Noise Titration: Exact Distributional Benchmarking for Probabilistic Time Series Forecasting

arXiv stat.ML / 3/24/2026

💬 OpinionIdeas & Deep AnalysisModels & Research

Key Points

  • The paper argues that conventional time-series forecasting evaluation is largely unfalsifiable because it relies on passive observation of single historical trajectories rather than controllable perturbations.
  • It proposes “Noise Titration,” an interventionist benchmarking method that injects calibrated Gaussian observation noise into systems with known dynamics to enable exact distributional evaluation via negative log-likelihood and calibrated distributional tests.
  • The work extends the Fern architecture into a probabilistic generative model that directly parameterizes covariance structures on the Symmetric Positive Definite (SPD) cone to improve calibrated joint forecasting without expensive Jacobian modeling.
  • Experiments suggest that state-of-the-art zero-shot foundation models fail under non-stationary regime shifts and higher noise due to context-parroting, while Fern better preserves the invariant measure and multivariate geometry for sharper calibration.

Abstract

Modern time series forecasting is evaluated almost entirely through passive observation of single historical trajectories, rendering claims about a model's robustness to non-stationarity fundamentally unfalsifiable.
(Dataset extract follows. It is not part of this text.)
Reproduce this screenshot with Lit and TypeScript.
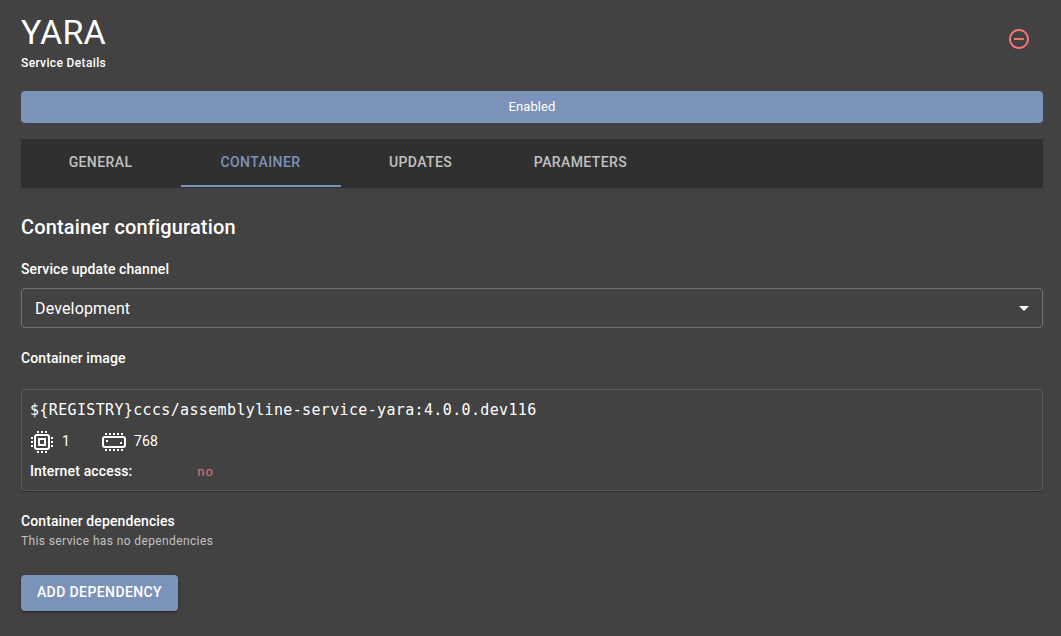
import { LitElement, html, css, svg } from "lit";
import { customElement, state } from "lit/decorators.js";

const TABS = ["General", "Container", "Updates", "Parameters"];

const pins = (xs: number[], ys: number[]) =>
  xs.flatMap((x) => ys.map((y) => svg`<rect x=${x} y=${y} width="2" height="2" />`));

@customElement("app-root")
export class AppRoot extends LitElement {
  @state() private active = "Container";

  static styles = css`
    :host {
      display: block;
      box-sizing: border-box;
      height: 636px;
      padding: 11px 18px 0 21px;
      background: #424242;
      color: #fff;
      font-family: Roboto, sans-serif;
      overflow: hidden;
    }
    * { box-sizing: border-box; }
    h1, h2, h3, p { margin: 0; }
    header { display: flex; justify-content: space-between; height: 64px; }
    h1 { font-weight: 400; font-size: 34px; line-height: 42px; letter-spacing: 0.2px; }
    .caption { font-size: 12px; line-height: 20px; letter-spacing: 0.36px; font-weight: 500; }
    .remove { width: 24px; height: 24px; margin: 16px 12px 0 0; fill: #f27474; }
    button { font-family: inherit; border: 0; margin: 0; padding: 0; color: #fff; }
    .enabled {
      display: block; width: 100%; height: 32px; margin-top: 16px; padding-bottom: 2px;
      border-radius: 4px; background: #7c93b9;
      font-size: 13px; font-weight: 400; letter-spacing: 0.1px;
    }
    .tabs {
      display: flex; height: 48px; margin-top: 16px; background: #303030;
      box-shadow: 0 1px 1px #303030;
    }
    .tab {
      width: 160px; height: 48px; padding-right: 1px; background: none; color: #c1c1c1;
      font-size: 14px; font-weight: 500; letter-spacing: 0.4px;
      text-transform: uppercase; border-bottom: 2px solid transparent;
    }
    .tab.on { color: #7c93b9; border-color: #7c93b9; }
    h2 { margin-top: 24px; font-size: 20px; line-height: 32px; font-weight: 500; letter-spacing: 0.15px; }
    h3 { font-size: 14px; line-height: 22px; font-weight: 500; letter-spacing: 0.1px; }
    .channel { margin-top: 15px; }
    .select {
      display: flex; align-items: center; justify-content: space-between;
      height: 40px; margin-top: 8px; padding: 0 6px 0 13px;
      border: 1px solid #717171; border-radius: 4px;
      font-size: 16px; letter-spacing: 0.15px;
    }
    .select svg { width: 24px; height: 24px; fill: #fff; }
    .image { margin-top: 19px; }
    .card {
      height: 102px; margin-top: 20px; padding: 8px; border: 1px solid #5a5a5a;
      border-radius: 4px; box-shadow: 0 1px 1px rgba(0, 0, 0, 0.3);
    }
    .name { font: 15px/24px "DejaVu Sans Mono", monospace; letter-spacing: 0.35px; }
    .specs { display: flex; align-items: center; height: 24px; margin-top: 8px; font-size: 14px; letter-spacing: 0.15px; }
    .specs svg { width: 24px; height: 24px; fill: #fff; margin-right: 8px; }
    .cpu, .ram { display: flex; align-items: center; }
    .cpu { width: 72px; }
    .value { padding-bottom: 2px; }
    .access { display: flex; height: 22px; margin-top: 6px; }
    .access h3 { width: 167px; letter-spacing: 0.15px; }
    .no { font: 13px/24px "DejaVu Sans Mono", monospace; letter-spacing: 0.3px; color: #e57373; }
    .deps { margin-top: 19px; }
    .none { font-size: 12px; line-height: 18px; letter-spacing: 0.38px; color: #c1c1c1; }
    .add {
      display: block; width: 157px; height: 36px; margin-top: 25px; padding-bottom: 2px;
      border-radius: 4px; background: #7c93b9;
      font-size: 14px; font-weight: 500; letter-spacing: 0.4px; text-transform: uppercase;
      box-shadow: 0 3px 1px -2px rgba(0,0,0,.2), 0 2px 2px rgba(0,0,0,.14), 0 1px 5px rgba(0,0,0,.12);
    }
  `;

  render() {
    return html`
      <header>
        <div>
          <h1>YARA</h1>
          <p class="caption">Service Details</p>
        </div>
        <svg class="remove" viewBox="0 0 24 24">
          <path d="M7 11v2h10v-2H7zm5-9C6.48 2 2 6.48 2 12s4.48 10 10 10 10-4.48 10-10S17.52 2 12 2zm0 18c-4.41 0-8-3.59-8-8s3.59-8 8-8 8 3.59 8 8-3.59 8-8 8z" />
        </svg>
      </header>
      <button class="enabled">Enabled</button>
      <nav class="tabs">
        ${TABS.map((t) => html`<button class="tab ${t === this.active ? "on" : ""}" @click=${() => (this.active = t)}>${t}</button>`)}
      </nav>
      <h2>Container configuration</h2>
      <h3 class="channel">Service update channel</h3>
      <div class="select">
        <span>Development</span>
        <svg viewBox="0 0 24 24"><path d="M7 10l5 5 5-5z" /></svg>
      </div>
      <h3 class="image">Container image</h3>
      <section class="card">
        <p class="name">\${REGISTRY}cccs/assemblyline-service-yara:4.0.0.dev116</p>
        <div class="specs">
          <span class="cpu">
            <svg viewBox="0 0 24 24">
              ${pins([7, 11, 15], [1, 21])}${pins([1, 21], [7, 11, 15])}
              <rect x="5" y="5" width="14" height="14" rx="2" fill="none" stroke="#fff" stroke-width="2" />
              <rect x="9" y="9" width="6" height="6" fill="none" stroke="#fff" stroke-width="2" />
            </svg><span class="value">1</span>
          </span>
          <span class="ram">
            <svg viewBox="0 0 24 24">
              ${pins([3, 7, 11, 15, 19], [3, 19])}
              <rect x="1" y="7" width="22" height="10" rx="2" fill="none" stroke="#fff" stroke-width="2" />
              <rect x="4" y="10" width="2" height="2" /><rect x="18" y="12" width="2" height="2" />
            </svg><span class="value">768</span>
          </span>
        </div>
        <div class="access"><h3>Internet access:</h3><span class="no">no</span></div>
      </section>
      <h3 class="deps">Container dependencies</h3>
      <p class="none">This service has no dependencies</p>
      <button class="add">Add dependency</button>
    `;
  }
}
We propose a paradigm shift toward interventionist, exact-statistical benchmarking. By systematically titrating calibrated Gaussian observation noise into known chaotic and stochastic dynamical systems, we transform forecasting from a black-box sequence matching game into an exact distributional inference task. Because the underlying data-generating process and noise variance are mathematically explicit, evaluation can rely on exact negative log-likelihoods and calibrated distributional tests rather than heuristic approximations. To fully leverage this framework, we extend the Fern architecture into a probabilistic generative model that natively parameterizes the Symmetric Positive Definite (SPD) cone, outputting calibrated joint covariance structures without the computational bottleneck of generic Jacobian modeling. Under this rigorous evaluation, we find that state-of-the-art zero-shot foundation models behave consistently with the context-parroting mechanism, failing systematically under non-stationary regime shifts and elevated noise. In contrast, Fern explicitly captures the invariant measure and multivariate geometry of the underlying dynamics, maintaining structural fidelity and statistically sharp calibration precisely where massive sequence-matching models collapse.